The new rules were widely criticized as draconian and overly punitive. Commissioner Roger Goodell announced a rollback of the restrictions in 2017.

"We know that you love the spontaneous displays of emotion that come after a spectacular touchdown," stated Goodell in an open letter to fans. "And players have told us they want more freedom to be able to express themselves and celebrate their athletic achievements."

Since last season, NFL players have been allowed to use the football as a prop and celebrate on the ground. Players are also allowed to engage in group celebrations without fear of penalty.

Correspondingly, Madden NFL 19 has a celebration button that allows a player to perform five different end-zone celebrations after scoring a touchdown, safety, or sack. On the PS4 controller, this button is R3. On the Xbox One, it's RS.

Flick it right, and the player will spike the ball. Flick it left, and the player will do a dance. Flick it down, and the player will perform a personal, "signature" celebration.

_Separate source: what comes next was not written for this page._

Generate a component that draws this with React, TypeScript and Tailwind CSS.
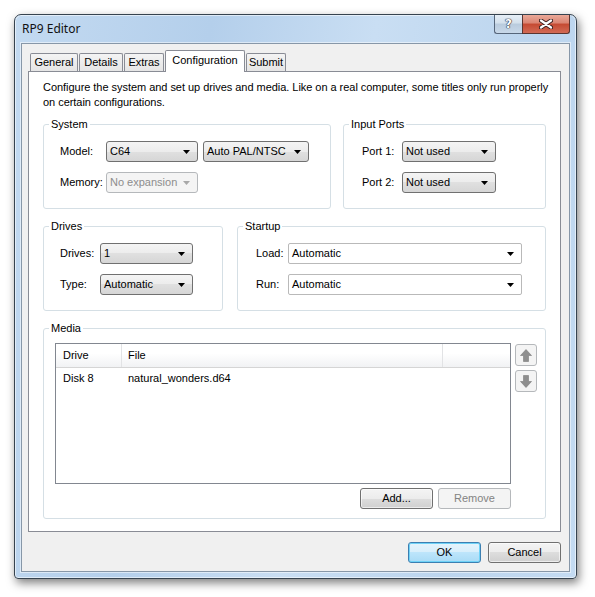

Flick it up, and the player will join his teammates and do a team celebration. And lastly, press the button, and the player will steal a celebration from the opponents; score on the Panthers, for example, and your wide receiver might perform Cam Newton's Superman celebration in the end zone.

Eli Saquon Celebration Madden 2019 Gif
Image via EA Sports

The number of signature celebrations varies from player to player; Odell Beckham has several that are somewhat randomized.

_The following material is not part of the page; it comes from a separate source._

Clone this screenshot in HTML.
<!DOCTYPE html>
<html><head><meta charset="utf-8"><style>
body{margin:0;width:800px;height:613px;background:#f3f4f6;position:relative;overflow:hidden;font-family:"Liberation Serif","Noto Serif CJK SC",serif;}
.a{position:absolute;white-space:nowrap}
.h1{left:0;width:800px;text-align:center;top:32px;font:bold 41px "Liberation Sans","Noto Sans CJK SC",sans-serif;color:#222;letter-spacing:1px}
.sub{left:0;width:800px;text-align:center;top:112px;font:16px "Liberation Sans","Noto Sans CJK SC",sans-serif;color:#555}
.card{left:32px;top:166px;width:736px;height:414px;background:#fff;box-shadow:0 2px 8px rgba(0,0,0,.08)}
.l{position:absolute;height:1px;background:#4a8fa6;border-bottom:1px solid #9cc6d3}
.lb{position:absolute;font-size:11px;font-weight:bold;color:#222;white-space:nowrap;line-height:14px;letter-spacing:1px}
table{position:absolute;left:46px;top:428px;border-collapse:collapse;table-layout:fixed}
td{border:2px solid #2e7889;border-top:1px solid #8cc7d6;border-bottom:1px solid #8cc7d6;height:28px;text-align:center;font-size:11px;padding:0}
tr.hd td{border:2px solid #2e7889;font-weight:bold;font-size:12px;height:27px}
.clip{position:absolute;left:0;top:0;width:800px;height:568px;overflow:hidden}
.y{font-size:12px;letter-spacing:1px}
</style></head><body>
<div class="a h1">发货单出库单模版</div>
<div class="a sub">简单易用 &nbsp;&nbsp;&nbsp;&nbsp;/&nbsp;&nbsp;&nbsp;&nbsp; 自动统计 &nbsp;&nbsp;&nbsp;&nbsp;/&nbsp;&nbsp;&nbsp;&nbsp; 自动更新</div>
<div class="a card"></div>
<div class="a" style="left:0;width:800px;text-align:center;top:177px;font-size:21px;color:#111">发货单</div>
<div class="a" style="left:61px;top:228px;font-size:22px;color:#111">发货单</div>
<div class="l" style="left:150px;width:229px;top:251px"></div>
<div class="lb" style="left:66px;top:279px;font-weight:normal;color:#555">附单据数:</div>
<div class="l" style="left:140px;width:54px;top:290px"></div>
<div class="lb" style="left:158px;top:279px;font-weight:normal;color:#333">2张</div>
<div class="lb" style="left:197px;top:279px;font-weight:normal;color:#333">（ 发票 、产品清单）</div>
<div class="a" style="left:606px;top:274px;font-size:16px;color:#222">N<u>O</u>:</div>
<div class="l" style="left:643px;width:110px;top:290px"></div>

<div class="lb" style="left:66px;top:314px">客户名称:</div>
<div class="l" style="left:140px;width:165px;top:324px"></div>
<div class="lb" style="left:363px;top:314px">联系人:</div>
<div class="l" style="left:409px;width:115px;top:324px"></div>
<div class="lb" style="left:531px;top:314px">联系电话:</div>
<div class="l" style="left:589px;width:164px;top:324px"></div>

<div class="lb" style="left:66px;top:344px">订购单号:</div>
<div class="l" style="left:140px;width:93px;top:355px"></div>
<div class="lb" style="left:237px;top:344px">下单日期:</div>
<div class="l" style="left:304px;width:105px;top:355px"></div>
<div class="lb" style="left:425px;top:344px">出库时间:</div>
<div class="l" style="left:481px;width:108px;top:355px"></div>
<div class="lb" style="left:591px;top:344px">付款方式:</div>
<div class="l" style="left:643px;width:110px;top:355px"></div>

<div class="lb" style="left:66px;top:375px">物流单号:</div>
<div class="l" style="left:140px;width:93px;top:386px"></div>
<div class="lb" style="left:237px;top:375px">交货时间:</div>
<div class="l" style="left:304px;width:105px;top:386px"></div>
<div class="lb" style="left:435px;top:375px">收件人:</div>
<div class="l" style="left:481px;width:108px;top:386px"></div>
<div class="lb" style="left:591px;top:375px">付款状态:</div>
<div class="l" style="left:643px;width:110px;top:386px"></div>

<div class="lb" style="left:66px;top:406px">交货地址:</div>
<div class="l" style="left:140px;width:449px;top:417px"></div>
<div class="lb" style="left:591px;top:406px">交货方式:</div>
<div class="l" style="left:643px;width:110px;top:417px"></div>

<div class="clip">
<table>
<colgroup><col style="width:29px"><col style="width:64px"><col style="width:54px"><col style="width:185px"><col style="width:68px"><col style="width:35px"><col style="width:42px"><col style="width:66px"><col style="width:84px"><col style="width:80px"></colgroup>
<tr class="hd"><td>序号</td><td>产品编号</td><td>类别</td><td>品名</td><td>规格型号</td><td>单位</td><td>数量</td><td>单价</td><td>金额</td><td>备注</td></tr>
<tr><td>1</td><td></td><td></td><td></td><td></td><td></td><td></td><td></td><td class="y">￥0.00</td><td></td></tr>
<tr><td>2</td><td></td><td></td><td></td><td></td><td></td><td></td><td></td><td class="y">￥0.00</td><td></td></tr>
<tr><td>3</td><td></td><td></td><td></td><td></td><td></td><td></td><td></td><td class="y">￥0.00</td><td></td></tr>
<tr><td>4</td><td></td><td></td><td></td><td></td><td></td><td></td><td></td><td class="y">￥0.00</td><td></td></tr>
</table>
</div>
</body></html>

"Take, for example, Odell's Nae Nae celebration," said Oldenburg. "We may have that set to 70 percent of the time, and then 30 percent of the time, he'll use one of his secondary signatures. But other players may only have one. Like Brandin Cooks, for example. He does the [bow-and-arrow] every time."

The game is launching with between 40 and 50 team celebrations, and at least 100 signature celebrations, not including dances and spikes. How did the development team determine which celebrations would be used? By watching lots and lots of footage.

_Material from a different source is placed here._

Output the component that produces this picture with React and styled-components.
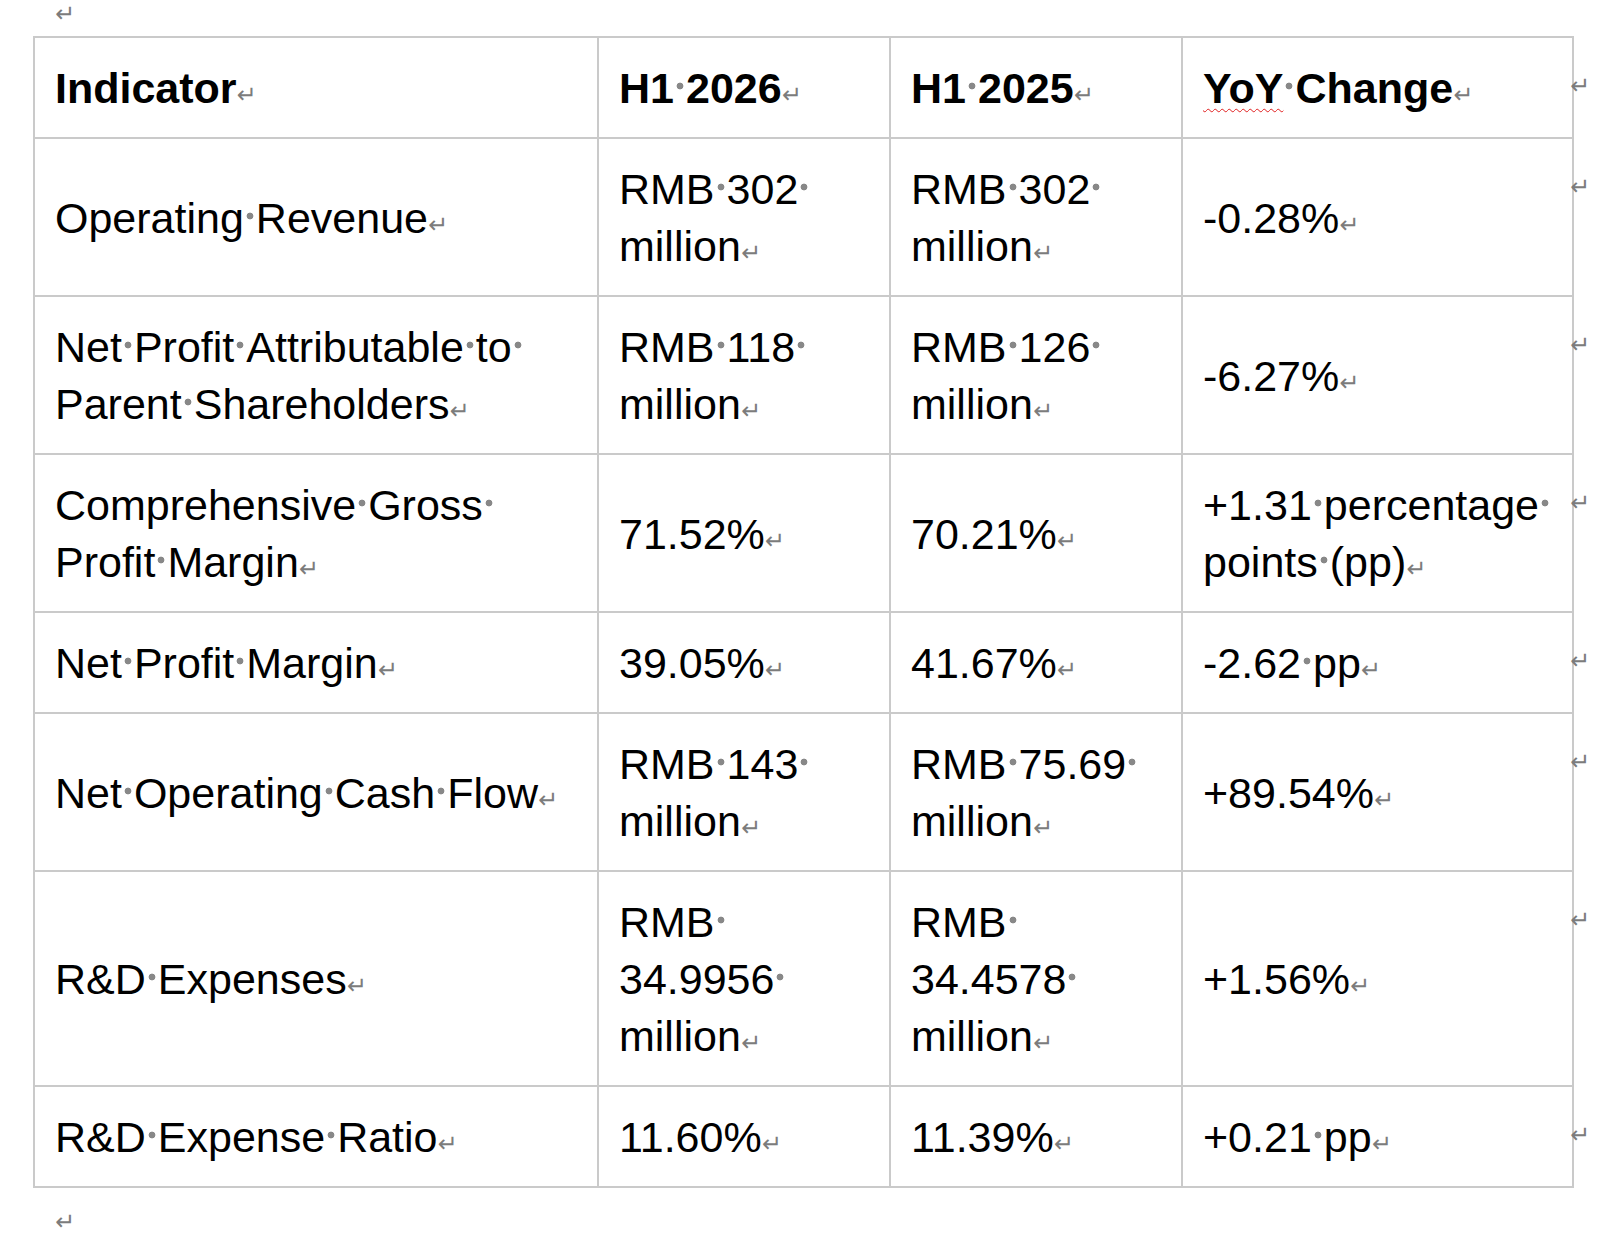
import React from 'react';
import styled, { createGlobalStyle } from 'styled-components';

const GlobalStyle = createGlobalStyle`
  body {
    margin: 0;
    background: #ffffff;
    font-family: "Liberation Sans", Helvetica, Arial, sans-serif;
    color: #000000;
  }
`;

const header = ['Indicator', 'H1 2026', 'H1 2025', 'YoY Change'];

// each cell is a list of lines, as Word broke them
const rows = [
  [['Operating Revenue'], ['RMB 302 ', 'million'], ['RMB 302 ', 'million'], ['-0.28%']],
  [['Net Profit Attributable to ', 'Parent Shareholders'], ['RMB 118 ', 'million'], ['RMB 126 ', 'million'], ['-6.27%']],
  [['Comprehensive Gross ', 'Profit Margin'], ['71.52%'], ['70.21%'], ['+1.31 percentage ', 'points (pp)']],
  [['Net Profit Margin'], ['39.05%'], ['41.67%'], ['-2.62 pp']],
  [['Net Operating Cash Flow'], ['RMB 143 ', 'million'], ['RMB 75.69 ', 'million'], ['+89.54%']],
  [['R&D Expenses'], ['RMB ', '34.9956 ', 'million'], ['RMB ', '34.4578 ', 'million'], ['+1.56%']],
  [['R&D Expense Ratio'], ['11.60%'], ['11.39%'], ['+0.21 pp']],
];

const Page = styled.div`
  width: 1624px;
  min-height: 1236px;
`;

const Para = styled.div`
  height: ${p => p.$h}px;
  padding-left: 55px;
  padding-top: ${p => p.$top}px;
  box-sizing: border-box;
  line-height: 1;
`;

const Mark = styled.span`
  font-family: "DejaVu Sans", sans-serif;
  font-size: 24px;
  font-weight: normal;
  color: #7c7c7c;
  line-height: 1;
`;

const Table = styled.div`
  display: grid;
  grid-template-columns: 566px 292px 292px 391px 30px;
  margin-left: 33px;
`;

const Cell = styled.div`
  display: flex;
  align-items: center;
  padding: 22px 18px 20px 20px;
  border-right: 2px solid #cacaca;
  border-bottom: 2px solid #cacaca;
  border-left: ${p => (p.$first ? '2px solid #cacaca' : 'none')};
  border-top: ${p => (p.$head ? '2px solid #cacaca' : 'none')};
  font-size: 43px;
  line-height: 57px;
  font-weight: ${p => (p.$head ? 700 : 400)};
  white-space: nowrap;
`;

const Lines = styled.div`
  display: flex;
  flex-direction: column;
`;

// a space shown the way Word shows it with formatting marks on
const Dot = styled.span`
  display: inline-block;
  overflow: hidden;
  width: 12px;
  height: 8px;
  font-size: 0;
  line-height: 0;
  vertical-align: 13px;
  background: radial-gradient(circle, #888888 3.1px, rgba(136, 136, 136, 0) 3.7px);
`;

const Squiggle = styled.span`
  text-decoration: underline wavy #e02020;
  text-decoration-thickness: 1px;
  text-underline-offset: 5px;
`;

const RowEnd = styled.div`
  margin-left: -4px;
  padding-top: ${p => (p.$head ? 38 : 36)}px;
  font-family: "DejaVu Sans", sans-serif;
  font-size: 24px;
  line-height: 1;
  color: #7c7c7c;
`;

function Text({ text, squiggle }) {
  const words = text.split(' ');
  return words.map((w, i) => (
    <React.Fragment key={i}>
      {squiggle && w === squiggle ? <Squiggle>{w}</Squiggle> : w}
      {i < words.length - 1 && <Dot>{'\u00a0'}</Dot>}
    </React.Fragment>
  ));
}

function CellLines({ lines, squiggle }) {
  return (
    <Lines>
      {lines.map((line, i) => (
        <span key={i}>
          <Text text={line} squiggle={squiggle} />
          {i === lines.length - 1 && <Mark>↵</Mark>}
        </span>
      ))}
    </Lines>
  );
}

export default function App() {
  return (
    <Page>
      <GlobalStyle />
      <Para $h={36} $top={2}>
        <Mark>↵</Mark>
      </Para>
      <Table>
        {header.map((h, i) => (
          <Cell key={h} $head $first={i === 0}>
            <CellLines lines={[h]} squiggle="YoY" />
          </Cell>
        ))}
        <RowEnd $head>↵</RowEnd>
        {rows.map((row, r) => (
          <React.Fragment key={r}>
            {row.map((lines, c) => (
              <Cell key={c} $first={c === 0}>
                <CellLines lines={lines} />
              </Cell>
            ))}
            <RowEnd>↵</RowEnd>
          </React.Fragment>
        ))}
      </Table>
      <Para $h={50} $top={22}>
        <Mark>↵</Mark>
      </Para>
    </Page>
  );
}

"The NFL website had their contest of the fans' favorite celebrations of the year," said Oldenburg. "And that was the first place we looked. That gave us a lot of information on what fans were enjoying and resonating towards. Beyond that, we watched film to see what players did most often. We would even go back a year or two if a player was injured."

The only celebrations the Madden team did not include were the ones that would have drawn a fine, even if they didn't draw a penalty flag. The Pittsburgh Steelers, for instance, pretended to roll dice last year, and that was a no-go.

"Generally, the rules [prohibit anything] that would resemble a weapon or any sort of violent act," said Oldenburg. "No violence, no sexual acts, and no gambling. Those are the top three."

The EA developers are willing to work with players who want to see themselves properly represented in-game, especially if they're willing to stop by the office.

"Tyreek Hill of the Chiefs came to visit us this off-season," said Oldenburg. "And one of his first questions was, 'Do you have my deuces celebration that I do in the end zone?' We did not have that last year, but we worked with him while he was in the studio, and we put that together for him."

And as the current NFL season progresses, the developers will be adding in new celebrations. It's reasonable to assume these additions will be even more elaborate and theatrical, now that players know Madden developers are watching.

"That's already happening," said Oldenburg. "We were out at the NFL Combine this year to capture heads and faces of all the rookies. And almost all of them asked, 'Do you have my celebration in the game?' And we said, 'Well, no, because you're a rookie. We don't know what you're going to do.' So they showed us. They acted it out right there, before we captured their faces."

By that logic, can we see some in-game previews of what's to come in real life? Can EA tell us the names of some rookies that we should pay attention to?

"No, not really," said Oldenburg, laughing. "We need to leave some surprises."